The S&P 7 has been lifting the broader market averages throughout 2023, but the AI mania spurred on by NVIDIA’s Q1 earnings report is only a week old. That leaves open the possibility that we’re still in the early innings of another tech bubble that ignores all rhyme and reason. NVIDIA now trades at more than 200 times earnings and even the tech sector as a whole is back up to a forward P/E of 27. Regardless, investors seem to be back on board the tech train and are willing to ride it until the end of the line when they’re literally thrown off. Rallies, such as this one, that get way out over their skis have a good chance of ending very badly. That means there’s a lot of risk for FOMO investors, but opportunities for disciplined ones. Almost every non-tech sector of the market is lagging the S&P 500, but that could quickly reverse once this rally pushes too far.

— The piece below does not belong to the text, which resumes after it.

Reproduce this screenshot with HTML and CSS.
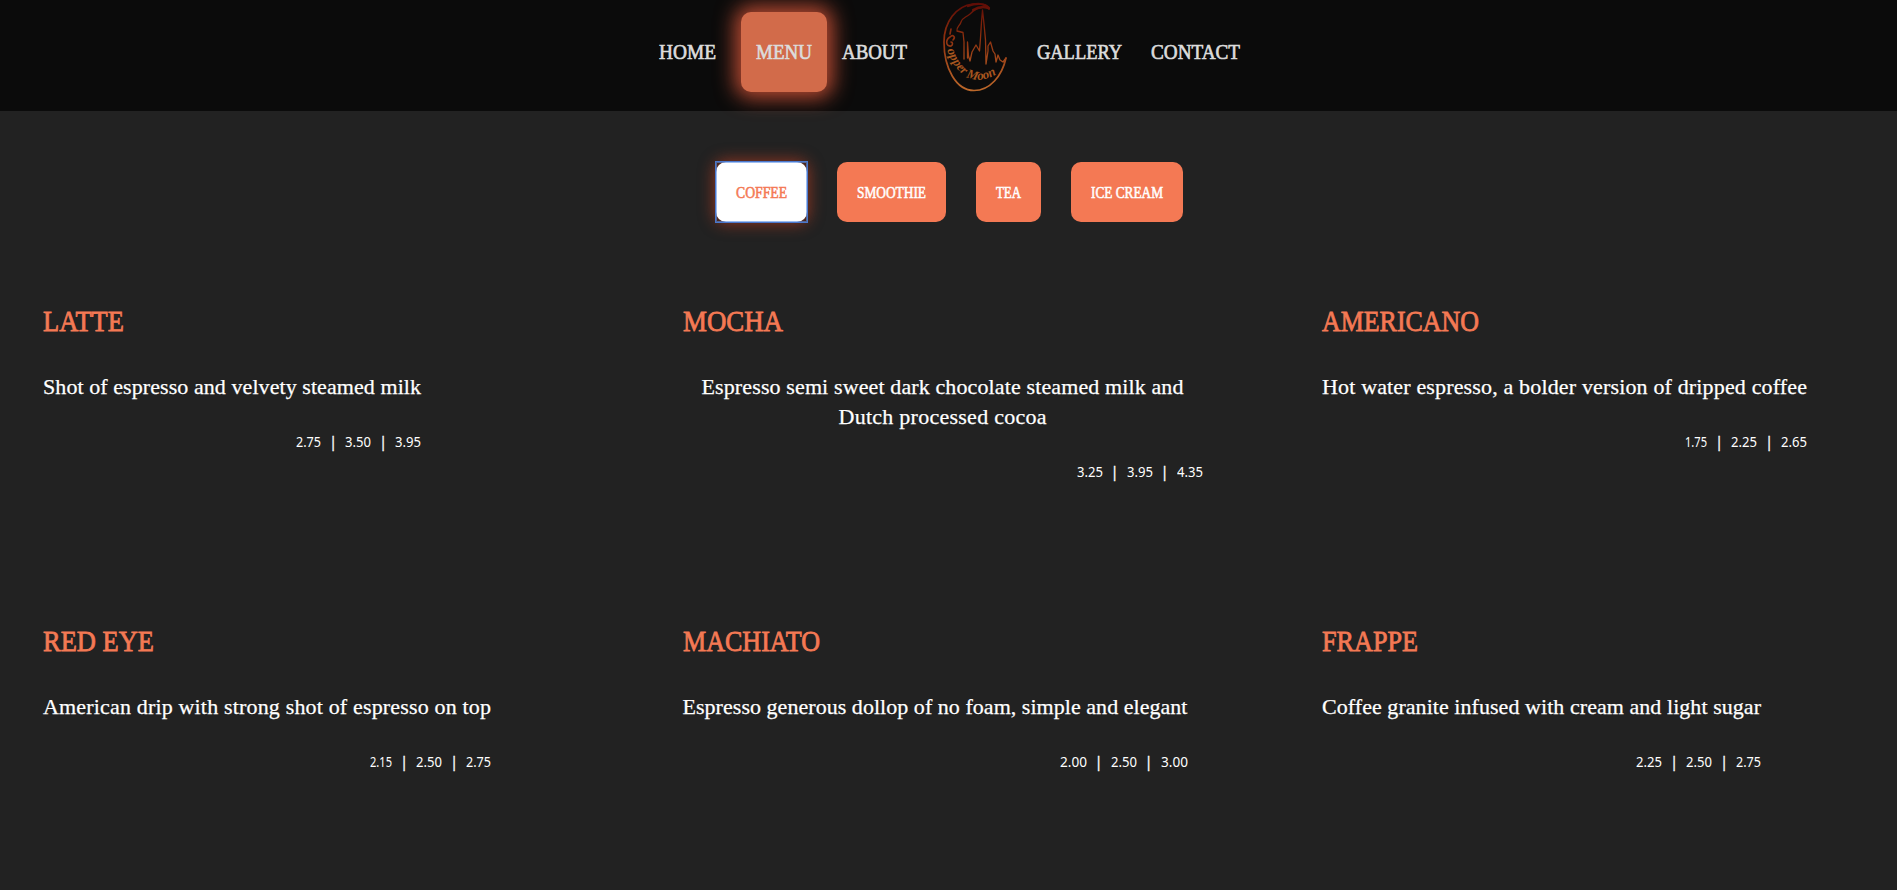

While the mega-cap names pull the averages higher, there’s very much a case building that could see utilities and Treasuries quickly vault back into leadership. Investors aren’t terribly interested in fundamentals or valuations at the moment, but they were all throughout 2022 and into parts of 2023. The helped value, dividend, quality and low volatility stocks outperform the S&P 500 by a wide margin last year and even helped small-caps stay ahead of large-caps for much of the year. Right now, there’s a very real possibility that we see a repeat of 2011 where one of the major credit agencies issues a credit watch on U.S. government debt before officially downgrading it around the whole debt ceiling fight. We’ve already got the credit watch from Fitch and the downgrade may come soon if this comes right down to the final hour of the new June 5th deadline. If that happens, conditions would be ripe for a swift and sudden return to both utilities and Treasuries as part of what could be the beginning of the larger credit event that I’ve been talking about for months. The overdone rally in tech, growth and high beta could also end up playing into this as valuations and euphoria start to unwind.
Either way, be very careful here. The equal-weight S&P 500 is flat on the year and trailing the traditional index by more than 10%. The gap on the equal-weight vs. cap-weighted S&P 100 is 12%. On the Nasdaq 100, it’s 15%. On tech stocks, it’s 17%. Since March, the Nasdaq Composite has consistently been setting more new 52-week lows than 52-week highs. It seems misguided to think that a new bull market is beginning here.